The menu is symmetrical—in fact, it's a perfect grid. Four horizontal divisions (Meat Plates, Starters, Mains, and Sides) are further marshaled into two columns, one headed "Famiglia Chiarelli" (his mother), the other "Familie Dieterle" (his father), with 14 dishes per parent.

Let's make a comparison. From Dad's side comes a magnificent duck schnitzel ($29), brown as a bun just out of the oven and richly textured, reminding us that duck meatballs were a signature of Dieterle's on Top Chef. It comes with a cucumber-potato salad, quark-cheese spaetzle toasted to crunchiness, and stewed wolfberries—German sounding, but really just the currently faddish Chinese gojis. Mom steps forward with a perfect marrow bone ($16) sluiced with sea urchin and Meyer-lemon aioli. Feathery baby celery leaves decorate the top like a forest canopy shading a brook of liquid fat.

Now, Dad counters with a potage that might be a riff on matzo-ball soup, featuring tiny pretzel dumplings bobbing in a dark and stormy broth accentuated with kale, mushrooms, and marjoram. Mom replies with a braised beef braciola, a classic southern Italian dish often seen at New York street fairs. This hearty brisket roulade stuffed with pecorino lounges in a thick tomato sauce skirted with polenta—though not as much as you might like. Mom also wows with her salt-cod gnudi (pronounced "nudie," basically naked ravioli) and grilled romaine lettuce, which is something like a warm Caesar salad. Dad, who seems obsessed with duck, deserves his due for a braised cube of it with potato-chip-crisp skin, served with watermelon radish and huckleberry jus.

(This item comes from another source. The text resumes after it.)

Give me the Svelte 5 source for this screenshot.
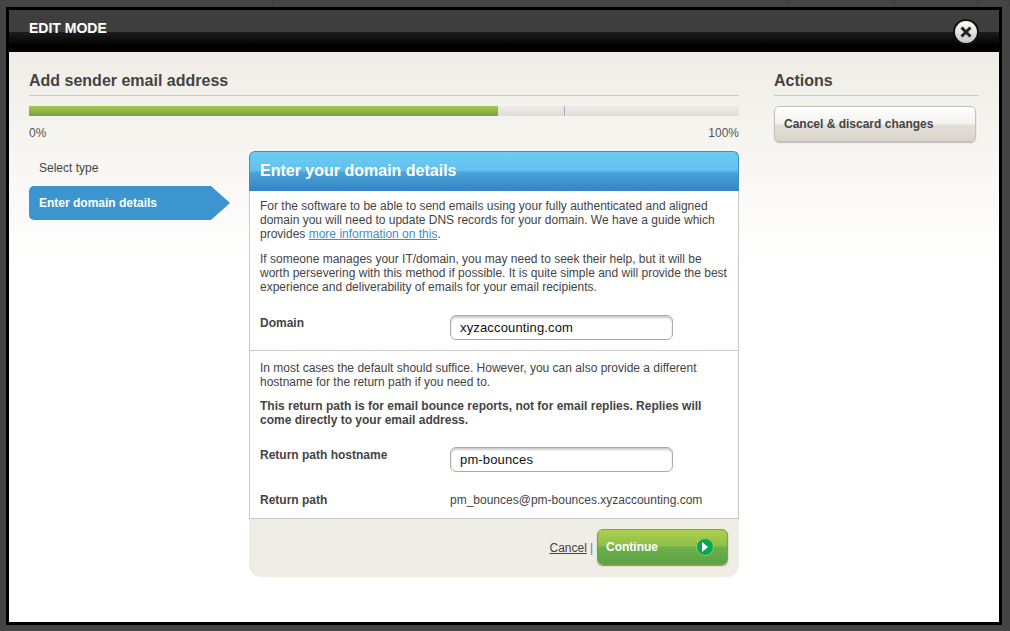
<script>
  const cells = [273, 515, 107, 83, 32];
</script>

<div class="page">
  <div class="strip">
    {#each cells as w}
      <span class="cell" style="width:{w}px"></span>
    {/each}
  </div>
  <div class="frame">
    <header class="head">
      <span class="mode">EDIT MODE</span>
      <button class="close" aria-label="Close">
        <svg width="16" height="16" viewBox="0 0 16 16"><path d="M3.5 3.5l9 9M12.500 3.500l-9 9" stroke="#222" stroke-width="3" fill="none"/></svg>
      </button>
    </header>
    <div class="content">
      <main class="main">
        <h2>Add sender email address</h2>
        <div class="track">
          <div class="fill"></div>
          <div class="tick"></div>
        </div>
        <div class="scale"><span>0%</span><span>100%</span></div>
        <div class="wizard">
          <nav class="steps">
            <div class="step">Select type</div>
            <div class="step active">
              Enter domain details
              <svg class="arrow" width="20" height="34" viewBox="0 0 20 34"><path d="M0 0L1 0L20 17L1 34L0 34Z" fill="#3d95d0"/></svg>
            </div>
          </nav>
          <section class="panel">
            <h3>Enter your domain details</h3>
            <div class="block first">
              <p>For the software to be able to send emails using your fully authenticated and aligned domain you will need to update DNS records for your domain. We have a guide which provides <a href="#more">more information on this</a>.</p>
              <p>If someone manages your IT/domain, you may need to seek their help, but it will be worth persevering with this method if possible. It is quite simple and will provide the best experience and deliverability of emails for your email recipients.</p>
              <div class="row domain">
                <span class="label">Domain</span>
                <input value="xyzaccounting.com" />
              </div>
            </div>
            <div class="block second">
              <p class="intro">In most cases the default should suffice. However, you can also provide a different hostname for the return path if you need to.</p>
              <p><strong>This return path is for email bounce reports, not for email replies. Replies will come directly to your email address.</strong></p>
              <div class="row host">
                <span class="label">Return path hostname</span>
                <input value="pm-bounces" />
              </div>
              <div class="row path">
                <span class="label">Return path</span>
                <span class="value">pm_bounces@pm-bounces.xyzaccounting.com</span>
              </div>
            </div>
            <footer class="foot">
              <a href="#cancel">Cancel</a><span class="sep">|</span>
              <button class="go">
                Continue
                <span class="disc">
                  <svg width="8" height="10" viewBox="0 0 8 10"><path d="M1 0L7 5L1 10Z" fill="#fff"/></svg>
                </span>
              </button>
            </footer>
          </section>
        </div>
      </main>
      <aside class="side">
        <h2>Actions</h2>
        <button class="discard">Cancel &amp; discard changes</button>
      </aside>
    </div>
  </div>
</div>

<style>
  :global(body) {
    margin: 0;
    background: #444;
  }
  .page {
    width: 1010px;
    height: 631px;
    overflow: hidden;
    font-family: "Liberation Sans", Arial, sans-serif;
    font-size: 12px;
    color: #444;
  }
  .strip {
    display: flex;
    height: 7px;
  }
  .cell {
    display: block;
    flex: none;
    box-sizing: border-box;
    border-right: 1px solid #3a3a3a;
    height: 7px;
  }
  .frame {
    width: 990px;
    height: 612px;
    margin-left: 6px;
    border: 3px solid #000;
    background: #fff;
    display: flex;
    flex-direction: column;
  }
  .head {
    height: 42px;
    flex: none;
    position: relative;
    box-sizing: border-box;
    padding: 10px 0 0 20px;
    background: linear-gradient(#3e3e3e 0, #3e3e3e 22px, #1d1d1d 22px, #000 36px, #000 100%);
  }
  .mode {
    color: #fff;
    font-size: 14px;
    font-weight: bold;
    line-height: 16px;
    display: block;
  }
  .close {
    position: absolute;
    left: 944px;
    top: 9px;
    padding: 0;
    border-radius: 50%;
    border: 2px solid #111;
    background: linear-gradient(#fff, #c9c7c2);
    display: flex;
    align-items: center;
    justify-content: center;
    box-sizing: content-box;
    width: 22px;
    height: 22px;
  }
  .content {
    flex: 1;
    display: flex;
    gap: 35px;
    padding: 0 20px;
    background: linear-gradient(#f0ede6 0, #fff 210px);
  }
  .main {
    width: 710px;
    flex: none;
  }
  .side {
    width: 205px;
    flex: none;
  }
  h2 {
    margin: 0;
    height: 44px;
    box-sizing: border-box;
    padding-top: 19px;
    line-height: 20px;
    font-size: 16px;
    font-weight: bold;
    color: #444;
    border-bottom: 1px solid #ccc8c0;
  }
  .track {
    margin-top: 10px;
    height: 10px;
    position: relative;
    background: linear-gradient(#ecebe8, #dfdedb);
  }
  .fill {
    width: 469px;
    height: 100%;
    background: linear-gradient(#a3cb4e, #7c9f3f);
  }
  .tick {
    position: absolute;
    left: 535px;
    top: 0;
    width: 1px;
    height: 100%;
    background: #aaa;
  }
  .scale {
    display: flex;
    justify-content: space-between;
    margin-top: 10px;
    line-height: 14px;
    color: #555;
  }
  .wizard {
    display: flex;
    margin-top: 11px;
  }
  .steps {
    width: 220px;
    flex: none;
  }
  .step {
    height: 34px;
    line-height: 34px;
    padding-left: 10px;
    position: relative;
  }
  .step.active {
    width: 171px;
    background: #3d95d0;
    color: #fff;
    font-weight: bold;
    border-radius: 5px 0 0 5px;
    margin-top: 1px;
  }
  .arrow {
    position: absolute;
    left: 181px;
    top: 0;
  }
  .panel {
    width: 490px;
    flex: none;
  }
  h3 {
    margin: 0;
    height: 40px;
    box-sizing: border-box;
    line-height: 38px;
    padding-left: 10px;
    font-size: 16px;
    color: #fff;
    border-radius: 6px 6px 0 0;
    border: solid #3a8ccb;
    border-width: 1px 1px 0;
    background: linear-gradient(#6ccdf7 0, #62bfed 19px, #4ba4da 20px, #3684c4 100%);
  }
  .block {
    background: #fff;
    border: solid #c8c8c8;
    border-width: 0 1px 1px;
    padding: 0 10px;
    box-sizing: border-box;
  }
  .first {
    height: 160px;
    padding-top: 8px;
  }
  .second {
    height: 168px;
    padding-top: 10px;
  }
  p {
    margin: 0 0 11px;
    line-height: 14px;
    color: #444;
  }
  p.intro {
    margin-bottom: 10px;
  }
  p a {
    color: #3d8fc6;
  }
  strong {
    color: #444;
  }
  .row {
    display: flex;
    align-items: flex-start;
  }
  .label {
    width: 190px;
    flex: none;
    font-weight: bold;
    line-height: 14px;
  }
  .domain {
    margin-top: 21px;
  }
  .domain .label,
  .host .label {
    padding-top: 1px;
  }
  .host {
    margin-top: 20px;
  }
  .path {
    margin-top: 21px;
  }
  .value {
    line-height: 14px;
  }
  input {
    width: 223px;
    height: 25px;
    box-sizing: border-box;
    border: 1px solid #aaa;
    border-radius: 6px;
    padding: 0 9px;
    font: 13px "Liberation Sans", Arial, sans-serif;
    letter-spacing: 0.15px;
    color: #111;
    background: #fff;
    box-shadow: inset 0 2px 2px #ccc;
    outline: none;
  }
  .foot {
    height: 58px;
    box-sizing: border-box;
    padding: 10px 11px 0 0;
    background: #f0ede6;
    border-radius: 0 0 12px 12px;
    display: flex;
    justify-content: flex-end;
    align-items: flex-start;
  }
  .foot a {
    color: #444;
    line-height: 38px;
  }
  .sep {
    line-height: 38px;
    margin: 0 4px 0 3px;
    color: #777;
  }
  .go {
    width: 131px;
    height: 36px;
    padding: 0 0 0 8px;
    border: 1px solid #7d9f45;
    border-radius: 6px;
    background: linear-gradient(#abd04e 0, #8fbf4b 16px, #6eb04a 17px, #5aa245 100%);
    box-shadow: 0 1px 1px #888;
    color: #fff;
    font: bold 12px "Liberation Sans", Arial, sans-serif;
    text-align: left;
    display: flex;
    align-items: center;
    justify-content: space-between;
  }
  .disc {
    width: 16px;
    height: 16px;
    margin-right: 13px;
    border-radius: 50%;
    background: #06a650;
    border: 1px solid #9ccb55;
    display: flex;
    align-items: center;
    justify-content: center;
  }
  .discard {
    display: block;
    width: 202px;
    height: 36px;
    margin-top: 10px;
    padding: 0 0 1px 9px;
    border: 1px solid #c4c1b9;
    border-radius: 5px;
    background: linear-gradient(#fff 0, #f4f2ee 17px, #e2dfd7 18px, #d9d5cb 100%);
    box-shadow: 0 1px 1px #bbb;
    color: #444;
    font: bold 12px "Liberation Sans", Arial, sans-serif;
    text-align: left;
  }
</style>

But everything is not hunky-dory in the family kitchen. Fumbles include a stone bass tonnato, the fish subbing for the usual veal in a tuna sauce that isn't assertive enough (Mom, $30), and potatoes fried in aged-beef tallow (Dad, $10). It once worked for McDonald's, but doesn't work here. Overall, though, the food is excellent, and represents a leap forward for Dieterle as a chef, who is cooking more assertively in this venue than ever before. But who wins the battle? I'd have to say Mom, but maybe because Italian cooking is inherently more interesting. Or maybe Dieterle has more enthusiasm for the mother-identified dishes? Holy Oedipus!

Harmonizing the culinary stances of Ma and Pa is the pastry chef. Her most impressive production is a delicious ginger stout cake ($10), proffered with a poached pear and honey ice cream, mixing dark and light flavors. Given that her name is Ginger Fisher, could it be that she's conducting her own self-analysis, too?